Collins situates this debate within the framework of the Experimenter's Regress. He argues that validating an experimental outcome necessitates trusting the detector used to produce that outcome. Yet, establishing the reliability of a detector itself depends on prior knowledge of what constitutes a correct result—a circular dependency emerges. Before trusting the outcome of an experiment, we must trust the detector; however, trusting the detector requires trusting its outcomes.
This dilemma complicates the replication of experiments, which is often considered essential for scientific validation. If the reliability of the original experiment is in doubt, attempts to replicate it become contentious. Collins emphasizes that replication alone cannot resolve disputes when uncertainty exists about the reliability of the detectors involved.
Moreover, Collins contends that the resolution of such disputes is not purely rational but involves social negotiation among scientific communities. This challenges the traditional view of scientific progress as a linear march towards truth based solely on empirical evidence. Instead, scientific consensus often emerges from complex social dynamics where competing interpretations and methodologies vie for acceptance.
Collins' exploration of the Experimenter's Regress leads him to categorize four distinct perspectives on resolving scientific disputes in his work, "The Experimenter's Regress as Philosophical Sociology":
1. Epistemological Criteria Alone: This perspective asserts that disputes in science can be resolved solely through theoretical arguments, experimentation, and rational evaluation, emphasizing the objectivity of scientific method.
2. Social Forces Alone: In contrast, this viewpoint posits that scientific disputes are primarily resolved through social factors such as scientific communities, cultural influences, and personal biases of scientists.
3. Combination of Epistemological Criteria and Social Forces: This view acknowledges both epistemological criteria and social forces as influencing factors in resolving scientific disputes, advocating for a balanced approach.

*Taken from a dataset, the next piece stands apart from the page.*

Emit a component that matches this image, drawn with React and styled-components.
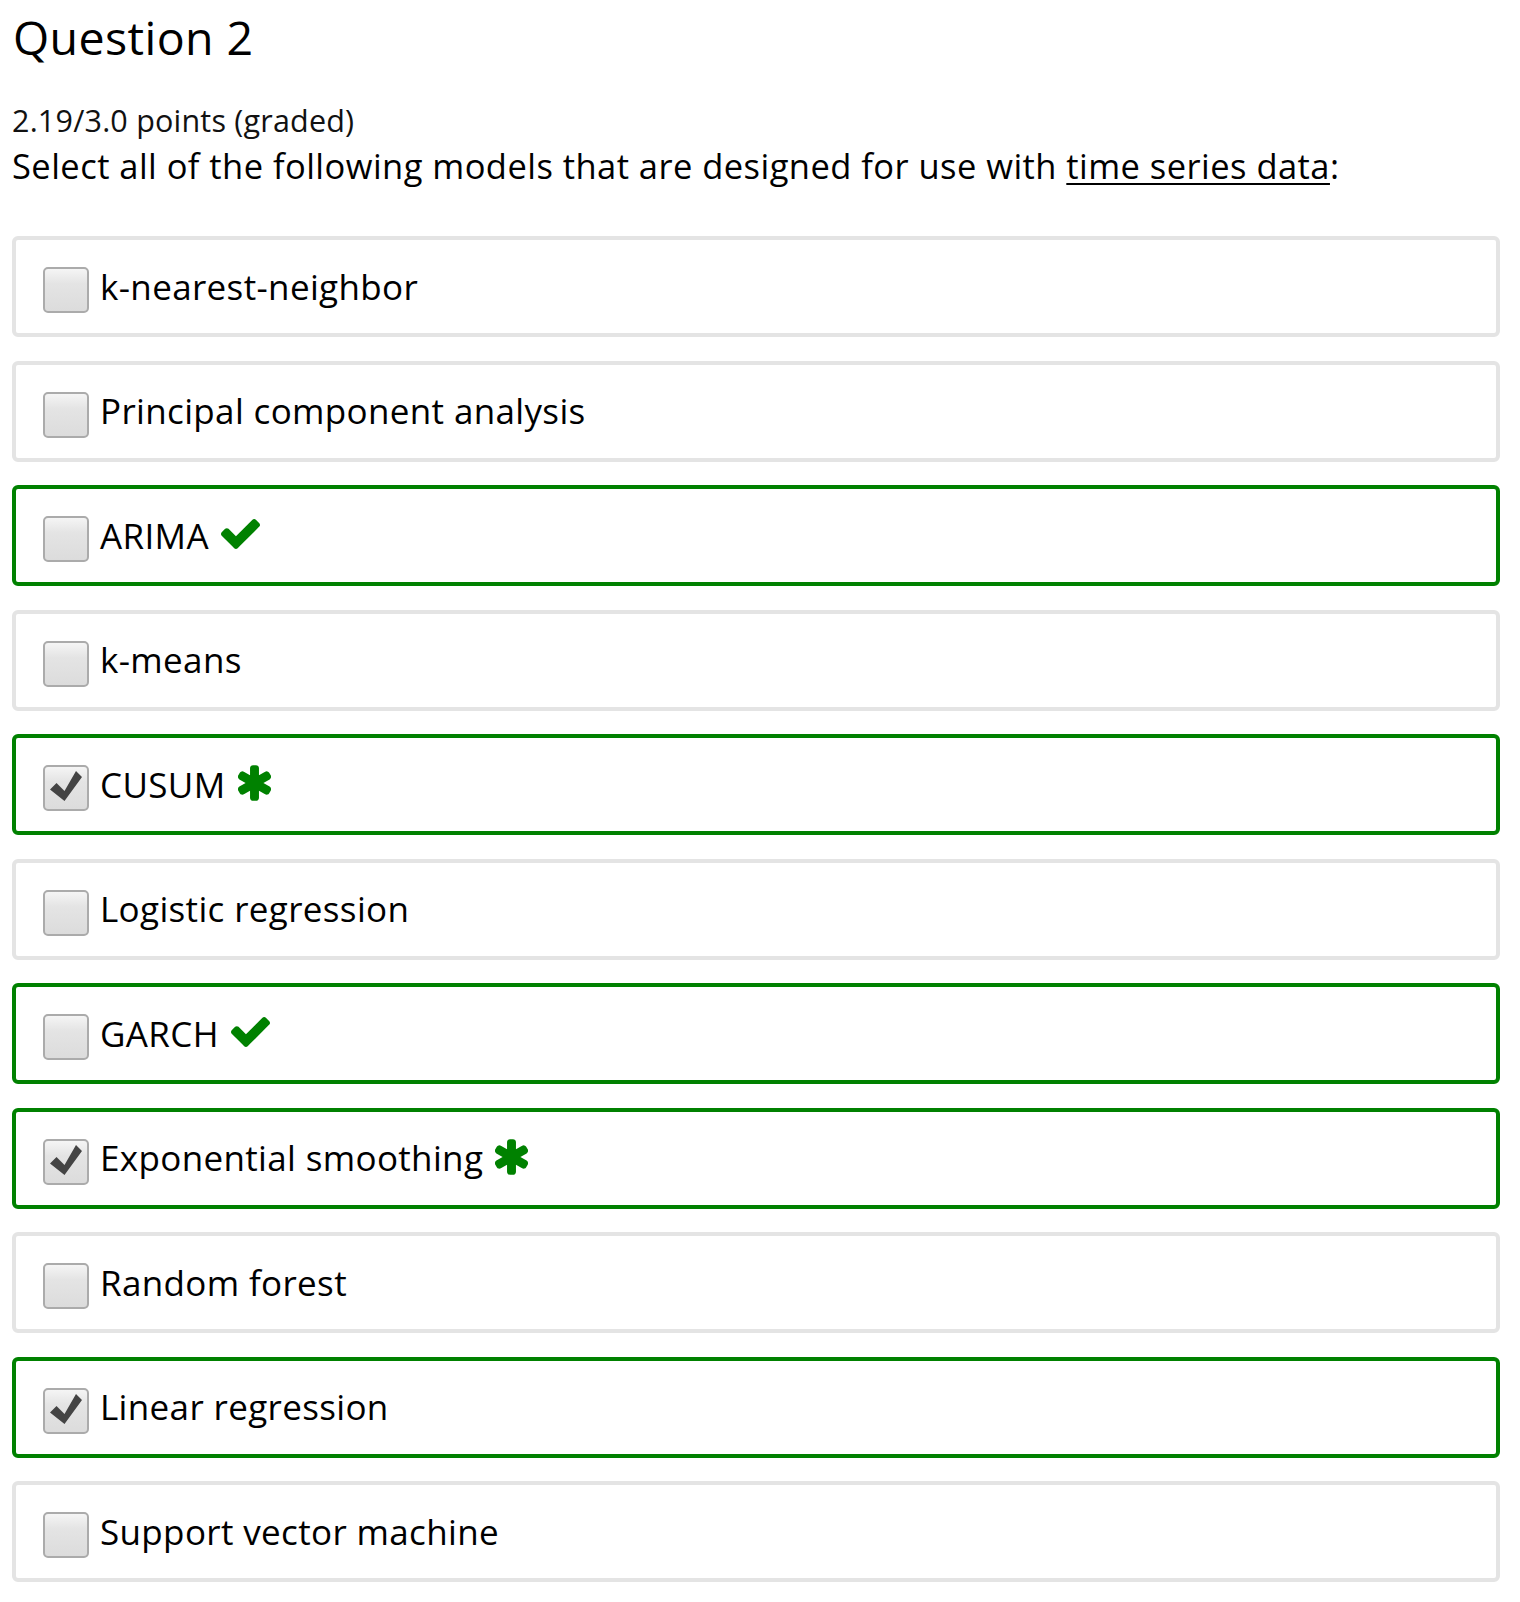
import React from 'react';
import styled, { createGlobalStyle } from 'styled-components';

const Global = createGlobalStyle`
  body {
    margin: 0;
    background: #fff;
    font-family: "Open Sans", "Noto Sans", sans-serif;
    color: #000;
  }
`;

const Page = styled.div`
  padding: 9px 20px 20px 12px;
`;

const Title = styled.h2`
  margin: 0;
  font-size: 46.5px;
  letter-spacing: 0.4px;
  line-height: 56px;
  font-weight: 400;
  padding-left: 1px;
`;

const Points = styled.div`
  margin-top: 35px;
  font-size: 30.5px;
  letter-spacing: 0.2px;
  line-height: 40px;
  color: #111;
`;

const Prompt = styled.p`
  margin: 3px 0 0;
  font-size: 34.5px;
  letter-spacing: 0.45px;
  line-height: 46px;

  u {
    text-decoration-thickness: 2px;
    text-underline-offset: 4px;
  }
`;

const Choices = styled.div`
  margin-top: 47px;
  display: flex;
  flex-direction: column;
  gap: 23.5px;
`;

const Choice = styled.label`
  box-sizing: border-box;
  height: 101px;
  display: flex;
  align-items: center;
  padding: 0 0 0 27px;
  border: 4px solid ${p => (p.$correct ? '#008100' : '#e4e4e4')};
  border-radius: 6px;
  background: #fff;
`;

const Box = styled.span`
  box-sizing: border-box;
  width: 46px;
  height: 46px;
  margin-top: 7px;
  margin-right: 11px;
  flex: none;
  display: flex;
  border: 2px solid #ababab;
  border-radius: 5px;
  background: linear-gradient(to bottom, #f5f5f5 0%, #e4e4e4 35%, #dcdcdc 100%);
  color: #444;
`;

const Label = styled.span`
  font-size: 35px;
  letter-spacing: 0.35px;
  line-height: 1.362;
  display: flex;
  align-items: center;
`;

const Mark = styled.svg`
  margin-left: ${p => p.$gap}px;
  margin-top: -3px;
  fill: #008100;
  flex: none;
`;

// FontAwesome 4 style glyph outlines
const CHECK =
  'M1671 566q0 40-28 68l-724 724-136 136q-28 28-68 28t-68-28l-136-136-362-362q-28-28-28-68t28-68l136-136q28-28 68-28t68 28l294 295 656-657q28-28 68-28t68 28l136 136q28 28 28 68z';
const ASTERISK =
  'M1546 1050q46 26 59.5 77.5t-12.5 97.5l-64 110q-26 46-77.5 59.5t-97.5-12.5l-266-153v307q0 52-38 90t-90 38h-128q-52 0-90-38t-38-90v-307l-266 153q-46 26-97.5 12.5t-77.5-59.5l-64-110q-26-46-12.5-97.5t59.5-77.5l266-154-266-154q-46-26-59.5-77.5t12.5-97.5l64-110q26-46 77.5-59.5t97.5 12.5l266 153v-307q0-52 38-90t90-38h128q52 0 90 38t38 90v307l266-153q46-26 97.5-12.5t77.5 59.5l64 110q26 46 12.5 97.5t-59.5 77.5l-266 154z';

const Tick = () => (
  <svg width="42" height="42" viewBox="2 2 42 42">
    <polygon points="7,24.5 13.5,18 21.5,26 33,6 39,12 21.5,36" fill="#444" />
  </svg>
);

const options = [
  { text: 'k-nearest-neighbor' },
  { text: 'Principal component analysis' },
  { text: 'ARIMA', correct: true, mark: 'check' },
  { text: 'k-means' },
  { text: 'CUSUM', correct: true, checked: true, mark: 'star' },
  { text: 'Logistic regression' },
  { text: 'GARCH', correct: true, mark: 'check' },
  { text: 'Exponential smoothing', correct: true, checked: true, mark: 'star' },
  { text: 'Random forest' },
  { text: 'Linear regression', correct: true, checked: true },
  { text: 'Support vector machine' },
];

export default function App() {
  return (
    <Page>
      <Global />
      <Title>Question 2</Title>
      <Points>2.19/3.0 points (graded)</Points>
      <Prompt>
        Select all of the following models that are designed for use with <u>time series data</u>:
      </Prompt>
      <Choices>
        {options.map(o => (
          <Choice key={o.text} $correct={o.correct}>
            <Box>{o.checked && <Tick />}</Box>
            <Label>
              {o.text}
              {o.mark === 'check' && (
                <Mark $gap={12} width="39" height="30" viewBox="121 334 1550 1188">
                  <path d={CHECK} />
                </Mark>
              )}
              {o.mark === 'star' && (
                <Mark $gap={12} width="33" height="36" viewBox="186 128 1420 1536">
                  <path d={ASTERISK} />
                </Mark>
              )}
            </Label>
          </Choice>
        ))}
      </Choices>
    </Page>
  );
}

4. No Distinction Between Epistemological Criteria and Social Forces: Collins' own stance challenges the separation between epistemological rules and social forces, arguing that scientific discovery and consensus emerge from a complex interplay where rational methods are inseparable from social negotiation.
Collins illustrates his argument with an example involving a scientist referred to as Q, who published a critical paper in the early 1970s challenging Joseph Weber's claims about gravitational waves. Q's experiment, although less sensitive than Weber's, was conducted primarily to bolster the assertive tone of his paper rather than to rigorously test the phenomenon.
Significantly, despite Q's experiment being less rigorous, the aggressive stance taken in the paper influenced a shift in scientific opinion. This case underscores how social factors, such as the assertiveness and rhetoric of scientific communication, can shape the acceptance or rejection of experimental results within the scientific community. Collins suggests that this blurs the lines between traditional epistemological criteria and non-rational social forces.
Moreover, Collins discusses how various proposed epistemological criteria, such as calibration and robustness evidence, encounter challenges in definitively resolving the Experimenter's Regress. Calibration, for instance, assumes a consensus on what constitutes a reliable result, which may not exist for phenomena like gravitational waves. Similarly, judgments of robustness can circle back to the initial problem of determining what constitutes a reliable method or instrument.
In response to Collins' critique, defenders of traditional scientific methodology might argue that while social factors influence scientific practice, rationality remains pivotal in adjudicating disputes. They might contend that despite the challenges posed by the Experimenter's Regress, scientific methods continue to evolve towards greater objectivity and reliability through processes like peer review and replication.
Collins' analysis challenges us to reconsider how scientific knowledge and consensus are formed. By highlighting the interplay between epistemological criteria and social forces, he invites a deeper examination of the complexities inherent in scientific inquiry. His work encourages a nuanced understanding of the limitations and strengths of both traditional and sociologically informed perspectives on scientific methodology.
In conclusion, while the Experimenter's Regress poses significant challenges to traditional views of scientific methodology, it also prompts a reevaluation of how we conceptualize scientific knowledge and consensus. Whether viewed as a fundamental critique or a call to refine methodologies, Collins' exploration stimulates critical thinking about the intricate dynamics at play in scientific inquiry.